AI doesn't know what's wrong. It just flags the pattern. The pastor or care team then does what they do best: reach out, listen, and care. The AI catches what human attention might miss -- not because humans don't care, but because at scale, nobody can track hundreds of people in their head.

The line to respect

AI should surface care needs, not deliver care. An automated text saying 'We noticed you've been absent' feels surveilled, not cared for. Use the data to prompt a genuine human conversation.

5. Event and volunteer logistics

Planning a church event involves dozens of small tasks: room setup specifications, volunteer scheduling, promotion timelines, supply lists, and day-of runsheets. Most of this is template-able -- the VBS supply list this year is 90% the same as last year.

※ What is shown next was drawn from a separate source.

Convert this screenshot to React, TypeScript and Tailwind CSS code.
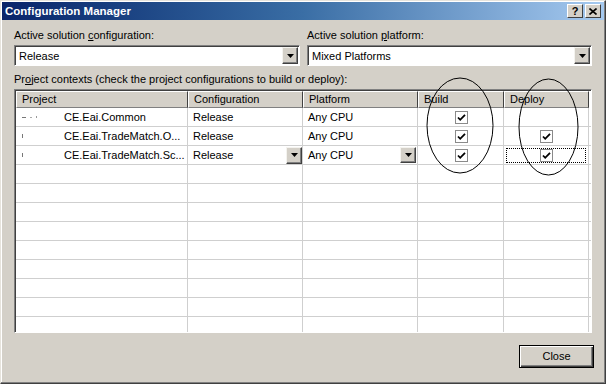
import React from "react";

const rows = [
  { mark: "c", name: "CE.Eai.Common", config: "Release", platform: "Any CPU", build: true, deploy: false, active: false },
  { mark: "i", name: "CE.Eai.TradeMatch.O...", config: "Release", platform: "Any CPU", build: true, deploy: true, active: false },
  { mark: "i", name: "CE.Eai.TradeMatch.Sc...", config: "Release", platform: "Any CPU", build: true, deploy: true, active: true },
];

const emptyRows = Array.from({ length: 10 });

const Arrow = () => (
  <svg width="7" height="4" viewBox="0 0 7 4">
    <path d="M0 0h7L3.5 4z" fill="#000" />
  </svg>
);

const DropButton = ({ className = "" }: { className?: string }) => (
  <div
    className={
      "flex items-center justify-center bg-[#d4d0c8] border border-t-[#f4f3ef] border-l-[#f4f3ef] border-r-[#404040] border-b-[#404040] shadow-[inset_-1px_-1px_0_#808080] " +
      className
    }
  >
    <Arrow />
  </div>
);

const Check = ({ on }: { on: boolean }) =>
  on ? (
    <div className="w-[13px] h-[13px] border border-[#8a8a8a] bg-white flex items-center justify-center">
      <svg width="9" height="9" viewBox="0 0 9 9">
        <path d="M1 4.5l2.2 2.3L8 1.8" stroke="#000" strokeWidth="1.8" fill="none" />
      </svg>
    </div>
  ) : null;

const Combo = ({ value, className = "" }: { value: string; className?: string }) => (
  <div
    className={
      "h-[21px] flex items-center bg-white border border-t-[#808080] border-l-[#808080] border-r-white border-b-white shadow-[inset_1px_1px_0_#404040] " +
      className
    }
  >
    <span className="flex-1 pl-[4px] pt-[1px]">{value}</span>
    <DropButton className="w-[16px] h-[17px] mr-[1px]" />
  </div>
);

const App = () => {
  return (
    <div
      className="relative w-[606px] h-[384px] bg-[#d4d0c8] text-[11px] leading-[13px] text-black overflow-hidden border border-t-[#e6e3dc] border-l-[#e6e3dc] border-r-[#404040] border-b-[#404040] p-[1px] shadow-[inset_-1px_-1px_0_#808080,inset_1px_1px_0_#ffffff]"
      style={{ fontFamily: '"Liberation Sans", Arial, sans-serif' }}
    >
      {/* title bar */}
      <div className="h-[18px] flex items-center pl-[3px] pr-[3px] bg-gradient-to-r from-[#0a246a] via-[#3a6ea5] to-[#a6caf0]">
        <span className="flex-1 text-white font-bold text-[11.5px]">Configuration Manager</span>
        <div className="flex gap-[2px]">
          <div className="w-[16px] h-[14px] bg-[#d4d0c8] border border-t-white border-l-white border-r-[#404040] border-b-[#404040] flex items-center justify-center font-bold text-[11px]">
            ?
          </div>
          <div className="w-[16px] h-[14px] bg-[#d4d0c8] border border-t-white border-l-white border-r-[#404040] border-b-[#404040] flex items-center justify-center">
            <svg width="8" height="7" viewBox="0 0 8 7">
              <path d="M0.5 0.5L7.5 6.5M7.5 0.5L0.5 6.5" stroke="#000" strokeWidth="1.6" />
            </svg>
          </div>
        </div>
      </div>

      <div className="pl-[12px] pr-[10px] pt-[9px]">
        <div className="flex gap-[7px]">
          <div className="w-[286px]">
            <div className="h-[13px] mb-[3px]">
              Active solution <span className="underline">c</span>onfiguration:
            </div>
            <Combo value="Release" />
          </div>
          <div className="w-[285px]">
            <div className="h-[13px] mb-[3px]">
              Active solution <span className="underline">p</span>latform:
            </div>
            <Combo value="Mixed Platforms" />
          </div>
        </div>

        <div className="mt-[7px] h-[13px]">
          Pr<span className="underline">o</span>ject contexts (check the project configurations to build or deploy):
        </div>

        {/* grid */}
        <div className="mt-[3px] w-[578px] h-[244px] bg-white overflow-hidden border border-t-[#808080] border-l-[#808080] border-r-white border-b-white shadow-[inset_1px_1px_0_#404040]">
          <div className="ml-[1px] mt-[1px]">
            <div className="flex h-[17px]">
              {[
                ["Project", "w-[172px]"],
                ["Configuration", "w-[115px]"],
                ["Platform", "w-[115px]"],
                ["Build", "w-[86px]"],
                ["Deploy", "w-[85px]"],
              ].map(([t, w]) => (
                <div
                  key={t}
                  className={
                    w +
                    " h-[17px] pl-[5px] flex items-center bg-[#d4d0c8] border border-t-white border-l-white border-r-[#404040] border-b-[#808080]"
                  }
                >
                  {t}
                </div>
              ))}
            </div>

            {rows.map((r, i) => (
              <div key={i} className="flex h-[19px] border-b border-[#cfcfcf]">
                <div className="w-[172px] flex items-center border-r border-[#cfcfcf]">
                  <div className="w-[48px] pl-[6px] flex items-center gap-[4px]">
                    {r.mark === "c" ? (
                      <>
                        <span className="w-[4px] h-[1px] bg-[#777]" />
                        <span className="w-[2px] h-[1px] bg-[#aaa]" />
                        <span className="w-[1px] h-[2px] bg-[#999]" />
                      </>
                    ) : (
                      <span className="w-[1px] h-[4px] bg-[#777]" />
                    )}
                  </div>
                  <span>{r.name}</span>
                </div>
                <div className="w-[115px] flex items-center pl-[5px] border-r border-[#cfcfcf]">
                  <span className="flex-1">{r.config}</span>
                  {r.active && <DropButton className="w-[16px] h-[17px]" />}
                </div>
                <div className="w-[115px] flex items-center pl-[5px] border-r border-[#cfcfcf]">
                  <span className="flex-1">{r.platform}</span>
                  {r.active && <DropButton className="w-[16px] h-[16px] mr-[1px]" />}
                </div>
                <div className="w-[86px] flex items-center justify-center pl-[1px] border-r border-[#cfcfcf]">
                  <Check on={r.build} />
                </div>
                <div className="w-[85px] flex items-center justify-center border-r border-[#cfcfcf]">
                  <div
                    className={
                      "w-[80px] h-[15px] flex items-center justify-center " +
                      (r.active ? "border border-dotted border-black" : "")
                    }
                  >
                    <Check on={r.deploy} />
                  </div>
                </div>
              </div>
            ))}

            {emptyRows.map((_, i) => (
              <div key={"e" + i} className="flex h-[19px] border-b border-[#cfcfcf]">
                <div className="w-[172px] border-r border-[#cfcfcf]" />
                <div className="w-[115px] border-r border-[#cfcfcf]" />
                <div className="w-[115px] border-r border-[#cfcfcf]" />
                <div className="w-[86px] border-r border-[#cfcfcf]" />
                <div className="w-[85px] border-r border-[#cfcfcf]" />
              </div>
            ))}
          </div>
        </div>

        <div className="flex justify-end mt-[12px]">
          <button className="w-[75px] h-[23px] bg-[#d4d0c8] border border-black shadow-[inset_1px_1px_0_#ffffff,inset_-1px_-1px_0_#404040,inset_-2px_-2px_0_#808080] flex items-center justify-center">
            Close
          </button>
        </div>
      </div>

      {/* hand-drawn circles over the Build / Deploy columns */}
      <svg className="absolute left-0 top-0 pointer-events-none" width="606" height="384">
        <ellipse cx="459" cy="124.5" rx="33" ry="47.5" fill="none" stroke="#000" strokeWidth="1" />
        <ellipse cx="547.5" cy="126" rx="29.5" ry="48" fill="none" stroke="#000" strokeWidth="1" />
      </svg>
    </div>
  );
};

export default App;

AI can generate first drafts of event plans based on past events, suggest volunteer assignments based on availability and past service, and create promotion timelines with draft copy for each channel. Your events coordinator reviews and adjusts instead of starting from scratch every time.

For volunteer scheduling specifically, AI can factor in rotation history, availability preferences, and skill matching to suggest assignments that a coordinator would have taken an hour to work out manually. The coordinator still approves -- but the starting point is 80% done. Over time, the AI learns your church's patterns and its suggestions get more accurate.

6. Protecting your church's voice

The biggest risk of AI in church communication is homogenization. If every church uses the same AI tools with the same prompts, every church starts sounding the same. Your congregation can tell when something doesn't sound like your pastor.

Guardrails that protect authenticity

  • Never send AI output directly to your congregation without human review
  • Build a 'voice guide' -- five to ten examples of your church's actual communication style -- and use it to train your AI outputs
  • Limit AI to first drafts. The final version should always have a human's fingerprint on it.
  • Use AI to save time, not to replace the people who give your church its personality

The goal isn't to automate your church's voice. It's to free up the people who carry that voice so they have more time for the work that actually requires their humanity -- conversations, counseling, prayer, and presence.

Where to start this week

Don't try to AI-enable everything at once. Pick one repetitive task that eats time every week. Content multiplication and communication drafting are the easiest starting points because they have clear inputs (sermon transcript, email template) and clear outputs (social posts, email draft).

Try it for two weeks. Measure how much time it saves. If the answer is meaningful, expand to the next task. If the output quality isn't good enough, adjust your prompts or try a different tool. The churches getting value from AI aren't the ones using it for everything -- they're the ones using it consistently for the right things.

One more principle: involve your team in choosing what to automate. The office manager who writes the newsletter every week knows exactly which parts are creative and which are tedious. The volunteer coordinator knows which scheduling tasks are mind-numbing. Ask the people doing the work what they'd love to offload. They'll tell you exactly where AI can help -- and they'll adopt it because it was their idea.